I think i more just want to vent than anything.
I have been doing keto since December with modest progression. I lost 15 pounds by med February and was in full ketosis. I once in a while had something I shouldn’t but rebounded back to ketosis very quickly sometimes not going out of ketosis at all. However, last week I spent a week with my great grandma while my grandparents were out of town. I had a rough week in my accelerated clock hour program (70+ hours a week) and Nana doesn’t understand what carbs are. Needless to say I gained weight and fell out of ketosis hard.
Discuraged but understanding i weighed myself and saw i had gained 7 pounds back in a matter of 4 days. I tried to convince myself it was mostly just water weight. When I got home I immediately went back to keto and suffered hypoglycemia and a pounding migraine. I fainted at school and have gone back to eating some carbs right now and i am weaning myself off.

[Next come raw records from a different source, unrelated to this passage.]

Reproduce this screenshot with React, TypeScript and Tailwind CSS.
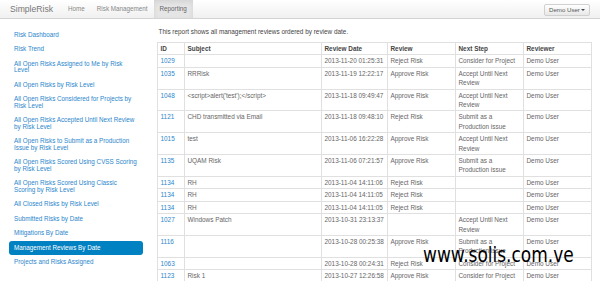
import React from 'react';

const reports = [
  'Risk Dashboard',
  'Risk Trend',
  'All Open Risks Assigned to Me by Risk Level',
  'All Open Risks by Risk Level',
  'All Open Risks Considered for Projects by Risk Level',
  'All Open Risks Accepted Until Next Review by Risk Level',
  'All Open Risks to Submit as a Production Issue by Risk Level',
  'All Open Risks Scored Using CVSS Scoring by Risk Level',
  'All Open Risks Scored Using Classic Scoring by Risk Level',
  'All Closed Risks by Risk Level',
  'Submitted Risks by Date',
  'Mitigations By Date',
  'Management Reviews By Date',
  'Projects and Risks Assigned',
];

const reviews = [
  ['1029', '', '2013-11-20 01:25:31', 'Reject Risk', 'Consider for Project'],
  ['1035', 'RRRisk', '2013-11-19 12:22:17', 'Approve Risk', 'Accept Until Next Review'],
  ['1048', "<script>alert('test');</script>", '2013-11-18 09:49:47', 'Approve Risk', 'Accept Until Next Review'],
  ['1121', 'CHD transmitted via Email', '2013-11-18 09:48:10', 'Reject Risk', 'Submit as a Production issue'],
  ['1015', 'test', '2013-11-06 16:22:28', 'Approve Risk', 'Accept Until Next Review'],
  ['1135', 'UQAM Risk', '2013-11-06 07:21:57', 'Approve Risk', 'Submit as a Production issue'],
  ['1134', 'RH', '2013-11-04 14:11:06', 'Reject Risk', ''],
  ['1134', 'RH', '2013-11-04 14:11:05', 'Reject Risk', ''],
  ['1134', 'RH', '2013-11-04 14:11:05', 'Reject Risk', ''],
  ['1027', 'Windows Patch', '2013-10-31 23:13:37', '', 'Accept Until Next Review'],
  ['1116', '', '2013-10-28 00:25:38', 'Approve Risk', 'Submit as a Production issue'],
  ['1063', '', '2013-10-28 00:24:31', 'Reject Risk', 'Consider for Project'],
  ['1123', 'Risk 1', '2013-10-27 12:26:58', 'Approve Risk', 'Consider for Project'],
];

function Navbar() {
  return (
    <div className="flex h-[19px] items-stretch border-b border-[#d4d4d4] bg-gradient-to-b from-white to-[#f0f0f0] text-[6.3px] text-[#888]">
      <div className="flex w-[62px] items-center pl-[10px] text-[8.6px] text-[#777]">SimpleRisk</div>
      <div className="flex items-center px-[6px]">Home</div>
      <div className="flex items-center px-[6px]">Risk Management</div>
      <div className="flex items-center bg-[#e5e5e5] px-[6px] text-[#666] shadow-[inset_0_2px_5px_rgba(0,0,0,0.08)]">Reporting</div>
      <div className="ml-auto mr-[10px] mt-[4px] flex h-[12px] w-[46px] items-center justify-center rounded-[2px] border border-[#d0d0d0] bg-gradient-to-b from-white to-[#e8e8e8] text-[6.1px] text-[#555]">
        Demo User
        <span className="ml-[1px] inline-block h-0 w-0 border-x-[2px] border-t-[2.5px] border-x-transparent border-t-[#444]" />
      </div>
    </div>
  );
}

function Sidebar() {
  return (
    <div className="w-[157px] shrink-0 pt-[8.75px]">
      <ul className="ml-[9px] w-[134px]">
        {reports.map((r) => {
          const active = r === 'Management Reviews By Date';
          return (
            <li
              key={r}
              className={
                'rounded-[3px] px-[5px] py-[4px] text-[6.3px] leading-[6.5px] ' +
                (active ? 'bg-[#0081c2] text-white' : 'text-[#2a86cc]')
              }
            >
              {r}
            </li>
          );
        })}
      </ul>
    </div>
  );
}

function ReviewTable() {
  const cell = 'border border-[#e0e0e0] px-[2.5px] py-[1px] text-left align-top';
  return (
    <table className="w-[434px] table-fixed border-collapse text-[6.4px] leading-[9.4px] text-[#666]">
      <colgroup>
        <col className="w-[27px]" />
        <col className="w-[137px]" />
        <col className="w-[66px]" />
        <col className="w-[68px]" />
        <col className="w-[68px]" />
        <col className="w-[68px]" />
      </colgroup>
      <thead>
        <tr className="font-bold text-[#444]">
          <th className={cell}>ID</th>
          <th className={cell}>Subject</th>
          <th className={cell}>Review Date</th>
          <th className={cell}>Review</th>
          <th className={cell}>Next Step</th>
          <th className={cell}>Reviewer</th>
        </tr>
      </thead>
      <tbody>
        {reviews.map((row, i) => (
          <tr key={i}>
            <td className={cell + ' text-[#2a86cc]'}>{row[0]}</td>
            <td className={cell}>{row[1]}</td>
            <td className={cell + ' whitespace-nowrap'}>{row[2]}</td>
            <td className={cell}>{row[3]}</td>
            <td className={cell}>{row[4]}</td>
            <td className={cell}>Demo User</td>
          </tr>
        ))}
      </tbody>
    </table>
  );
}

export default function App() {
  return (
    <div className="relative h-[281px] w-[600px] overflow-hidden bg-white font-['Liberation_Sans',Arial,sans-serif]">
      <Navbar />
      <div className="flex">
        <Sidebar />
        <div className="pt-[8px]">
          <p className="pl-[1.5px] text-[6.4px] leading-[9px] text-[#444]">
            This report shows all management reviews ordered by review date.
          </p>
          <div className="mt-[6px]">
            <ReviewTable />
          </div>
        </div>
      </div>
      <div className="absolute left-[423px] top-[247px] origin-bottom scale-y-[1.25] font-['DejaVu_Sans',sans-serif] text-[17px] leading-[20px] text-black">
        www.solis.com.ve
      </div>
    </div>
  );
}
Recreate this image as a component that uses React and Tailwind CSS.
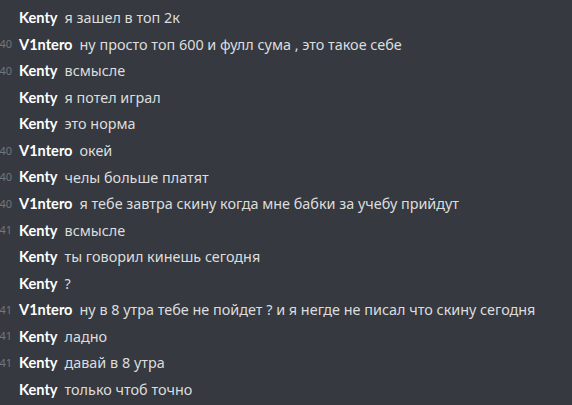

My weight was 148 and is now 151-154. I am annoyed by this now and feel very discouraged. I worked hard to get past this the first time and dont want to deal with the symptoms again just in time to visit someone else who doesn’t doketo and i know i will not be loyal to it when I’m there. I feel like i suffered for 2 months to lose some weight for no reason. I will undoubtedly put on another 3-5 pounds while there and it is discouraging.
I have been really good about my goal and my fitness and now it just feela like i have wasted 2 months…
My goal WAS 125 by June. I think i need to revisit my goal. Maybe incorporating intermittent fasting to bring weight back down quicker but I have a self image problem and I’m afraid I might overdue it.